Benlik, bireyin fiziksel ve sosyal çevresi ile olan etkileşimleri sonucu kazandığı birtakım kişisel duygu, değer ve kavramlar sistemidir. Benlik kavramı bireyin zihinsel ve fiziksel özelliklerinin toplamı ve sahip olduğu bütün bu özelliklere ilişkin kendini değerlendirmesi olarak tanımlanabilir. Benlik kavramı, bir bireyin kendini algılaması, kim ve ne olduğuna ilişkin düşünce geliştirmesidir. Bu dönemdeki çocuklarda benlik kavramı oluşmaya başlamıştır. Bu dönemdeki bir çocuk ailesi dışındaki çevresine kendini kanıtlayabilmek için -okulda başarılı olmak ya da akrabalarıyla iyi bir şekilde iletişim kurmak gibi- kendisi hakkında olumlu bir duyguya ihtiyaç duyar. Çocuğun bu dönemde kendini doğru bir şekilde algılaması, çocuğun yaşamı boyunca olan başarısını, başkaları ile olan sosyal etkileşimini, ve duygusal durumu üzerinde önemli bir etkiye sahiptir. Genelde çocuklar başarısız dahi olsa kendi motivasyonunu yüksekte tutacak güdülenmelere ihtiyaç duyar. Yüksek benlik saygısı gelişmiş olan bir çocuk, kendisine, gerçekçi hedefler koyabilirken, düşük benlik saygısı olan çocuk okulda ve hayatının geri kalan tüm alanlarında kapasitesinin çok daha altında hedefler koyma eğiliminde olacaktır.

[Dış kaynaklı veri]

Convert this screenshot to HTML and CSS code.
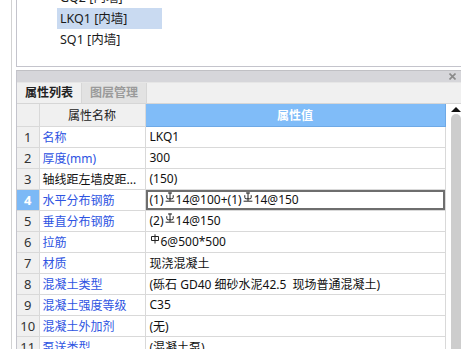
FILE: index.html
```html
<!DOCTYPE html>
<html lang="zh">
<head>
<meta charset="utf-8">
<link rel="stylesheet" href="styles.css">
</head>
<body>
<div class="frame">
  <div class="listbox">
    <ul class="list">
      <li class="item">GQ2 [内墙]</li>
      <li class="item selected">LKQ1 [内墙]</li>
      <li class="item">SQ1 [内墙]</li>
    </ul>
  </div>
  <div class="panel">
    <div class="titlebar">
      <svg class="close" width="7" height="7" viewBox="0 0 7 7"><path d="M0.5 0.5L6.5 6.5M6.5 0.5L0.5 6.5" stroke="#8a8a8a" stroke-width="1.6"/></svg>
    </div>
    <div class="tabs">
      <div class="tab active">属性列表</div>
      <div class="tab">图层管理</div>
    </div>
    <div class="body">
      <table class="grid">
        <colgroup><col class="c-num"><col class="c-name"><col class="c-val"></colgroup>
        <thead>
          <tr><th class="num"></th><th class="hname">属性名称</th><th class="hval">属性值</th></tr>
        </thead>
        <tbody>
          <tr><td class="num">1</td><td class="name">名称</td><td class="val">LKQ1</td></tr>
          <tr><td class="num">2</td><td class="name">厚度(mm)</td><td class="val">300</td></tr>
          <tr><td class="num">3</td><td class="name plain">轴线距左墙皮距...</td><td class="val">(150)</td></tr>
          <tr class="cur"><td class="num">4</td><td class="name">水平分布钢筋</td><td class="val edit">(1)<svg class="bar" width="10" height="10" viewBox="0 0 10 10"><path d="M3 1H7M5 0.5V9M1.8 3.2V5.4Q1.8 6.8 3.2 6.8H6.8Q8.2 6.8 8.2 5.4V3.2M0.6 9.2H9.4" fill="none" stroke="#222" stroke-width="1"/></svg>14@100+(1)<svg class="bar" width="10" height="10" viewBox="0 0 10 10"><path d="M3 1H7M5 0.5V9M1.8 3.2V5.4Q1.8 6.8 3.2 6.8H6.8Q8.2 6.8 8.2 5.4V3.2M0.6 9.2H9.4" fill="none" stroke="#222" stroke-width="1"/></svg>14@150</td></tr>
          <tr><td class="num">5</td><td class="name">垂直分布钢筋</td><td class="val">(2)<svg class="bar" width="10" height="10" viewBox="0 0 10 10"><path d="M3 1H7M5 0.5V9M1.8 3.2V5.4Q1.8 6.8 3.2 6.8H6.8Q8.2 6.8 8.2 5.4V3.2M0.6 9.2H9.4" fill="none" stroke="#222" stroke-width="1"/></svg>14@150</td></tr>
          <tr><td class="num">6</td><td class="name">拉筋</td><td class="val"><svg class="bar first" width="10" height="10" viewBox="0 0 10 10"><path d="M1.5 2.5H8.5V6.5H1.5ZM5 0.3V9.5" fill="none" stroke="#222" stroke-width="1"/></svg>6@500*500</td></tr>
          <tr><td class="num">7</td><td class="name">材质</td><td class="val">现浇混凝土</td></tr>
          <tr><td class="num">8</td><td class="name">混凝土类型</td><td class="val">(砾石 GD40 细砂水泥42.5&nbsp; 现场普通混凝土)</td></tr>
          <tr><td class="num">9</td><td class="name">混凝土强度等级</td><td class="val">C35</td></tr>
          <tr><td class="num">10</td><td class="name">混凝土外加剂</td><td class="val">(无)</td></tr>
          <tr><td class="num">11</td><td class="name">泵送类型</td><td class="val">(混凝土泵)</td></tr>
        </tbody>
      </table>
      <div class="scroll">
        <div class="arrow"></div>
        <div class="thumb"></div>
      </div>
    </div>
  </div>
</div>
</body>
</html>
```
FILE: styles.css
```css
* { box-sizing: border-box; }
html, body {
  margin: 0;
  padding: 0;
  background: #fff;
  width: 461px;
  height: 349px;
  overflow: hidden;
}
body {
  font-family: "Noto Sans", "Noto Sans CJK SC", sans-serif;
  font-size: 12px;
  color: #111;
}
.frame {
  margin-left: 11px;
  border-left: 1px solid #d2d2d2;
  padding-left: 4px;
  height: 349px;
  display: flex;
  flex-direction: column;
}
.listbox {
  height: 67px;
  border-left: 1px solid #c4c4cc;
  border-bottom: 1px solid #c4c4cc;
  overflow: hidden;
  flex: none;
}
.list {
  list-style: none;
  margin: -13px 0 0 40px;
  padding: 0;
}
.item {
  width: 105px;
  height: 21px;
  line-height: 21px;
  padding-left: 3px;
  color: #1a1a1a;
  font-size: 12.5px;
}
.item.selected { background: #c9daf1; }
.panel {
  margin-top: 3px;
  flex: 1;
  border-left: 1px solid #c4c4cc;
  border-top: 1px solid #c0c0c4;
  display: flex;
  flex-direction: column;
  overflow: hidden;
}
.titlebar {
  height: 11px;
  background: #d6d6da;
  display: flex;
  justify-content: flex-end;
  align-items: center;
  padding-right: 5px;
  flex: none;
}
.tabs {
  height: 22px;
  background: #f0f0f0;
  border-top: 1px solid #e6e6e6;
  border-bottom: 1px solid #d6d6d6;
  display: flex;
  flex: none;
}
.tab {
  width: 65px;
  text-align: center;
  line-height: 20px;
  font-weight: bold;
  color: #9a9a9a;
  background: #e2e2e2;
  border-right: 1px solid #d6d6d6;
}
.tab.active {
  color: #222;
  background: #f0f0f0;
}
.body {
  flex: 1;
  display: flex;
  overflow: hidden;
}
.grid {
  border-collapse: collapse;
  table-layout: fixed;
  width: 428px;
  flex: none;
  align-self: flex-start;
}
.c-num { width: 22px; }
.c-name { width: 106px; }
.c-val { width: 300px; }
.grid th, .grid td {
  height: 21px;
  padding: 0;
  border: 1px solid #d9d9d9;
  white-space: nowrap;
  overflow: hidden;
  font-weight: normal;
}
.grid tr > :first-child { border-left: none; }
.grid thead th { border-top: none; height: 22px; }
.num {
  background: #f0f0f0;
  text-align: center;
  color: #333;
  font-size: 13px;
}
.hname {
  background: #f0f0f0;
  text-align: center;
  color: #222;
}
.hval {
  background: #80bcf8;
  border-color: #6ea9e6 !important;
  color: #fff;
  font-weight: bold !important;
  text-align: center;
}
.name {
  color: #2e54e2;
  padding-left: 3px !important;
}
.name.plain { color: #111; }
.val {
  padding-left: 4px !important;
  color: #111;
}
.cur .num {
  background: #7cb9f6;
  color: #fff;
  font-weight: bold;
}
.val.edit {
  box-shadow: inset 0 0 0 2px #6e6e6e;
}
.bar {
  vertical-align: 2px;
  margin: 0 1px 0 1px;
}
.bar.first { margin-left: 0; }
.scroll {
  flex: 1;
  position: relative;
}
.arrow {
  position: absolute;
  left: 5px;
  top: 3px;
  width: 0;
  height: 0;
  border-left: 5px solid transparent;
  border-right: 5px solid transparent;
  border-bottom: 5px solid #111;
}
.thumb {
  position: absolute;
  left: 5px;
  top: 10px;
  width: 10px;
  bottom: 0;
  background: #cdcdcd;
  border-radius: 5px 5px 0 0;
}
```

Uygun veya tatmin edici olmaktan yoksun olarak değerlendirdiği başarı kıstası ve diğer insanların dikkatlerini çekmedeki ve onların takdirini kazanmasındaki yetersizliği utanç duymasına, bunalıma girmesine ya da yetersizlik hissetmesine neden olabilir. Aynı zamanda, çocuğun sahip olduğu düşük benlik saygısı onun kendisini akran grubuna benzetmeye çalışarak, onların övgüsünü kazanmak isteyen bir tutum içine girmesine, onlardan kabul görmek, ait olma duygusuna sahip olmak, kendini değerli hissetmek için onların davranışlarını ve değerlerini kendisininmiş gibi benimsemesine yol açar. Benimsediği davranışlar ve değerler olumlu veya sağlıklı olabilir ya da olmayabilir. Bazı çocukların yüksek benlik saygısı geliştirmesini daha zorlaştıran özel baskılar ve mücadele gerektiren durumlar vardır. Muhtemelen fiziksel bir engeli, kronik bir hastalığı, öğrenme güçlüğü veya dikkat problemleri vardır. Veya sosyo-kültürel bazı özelliklerinden dolayı dışlanmaktadırlar.
Fakirlik, kayıtsız ebeveyn, alkolizm veya yoğun kardeş rekabeti gibi çevresel ve sosyal baskılar, çocuğun benlik saygısını daha da azaltabilir. Bütün bunlara rağmen, bu çocuklar yüksek benlik saygısı geliştirebilirler, ancak bu durumda, anne-baba ve diğerlerinin kabul ve takdirlerini kazanma ihtiyacı, güçlük yaşamayan çocuklara kıyasla daha ağır basmaktadır. Çocuğun benlik kavramı aynı zamanda çevresinde gelişen ve yaşamdaki insanlarda oluşan değişikliklerden de etkilenir. Örneğin, bir okul değişikliği ile çocuk artık takımdaki en iyi futbol oyuncusu olmadığının farkına varabilir. Ya da sanatsal beceri gibi önceden fark edilmeyen bir yetenek, yeni bir öğretmenin destekleyici yaklaşımının etkisi ile birden filizlenebilir. İlkokul çağındaki bir çocuğun benlik kavramının büyük bir bölümü akranlardan sağlanan geribildirimler ile arasındaki olumlu ilişkiler çocuğun benlik değerini geliştirebilmesinde önem taşımaktadır. Eğer ebeveyn ile çocuğun mizaçları arasındaki "uyum" iyi ise ve anne-baba çocukların ulaşabileceği beklentilerde bulunuyor ise, benlik saygısı bu dönemde çocuklarda daha da artacaktır.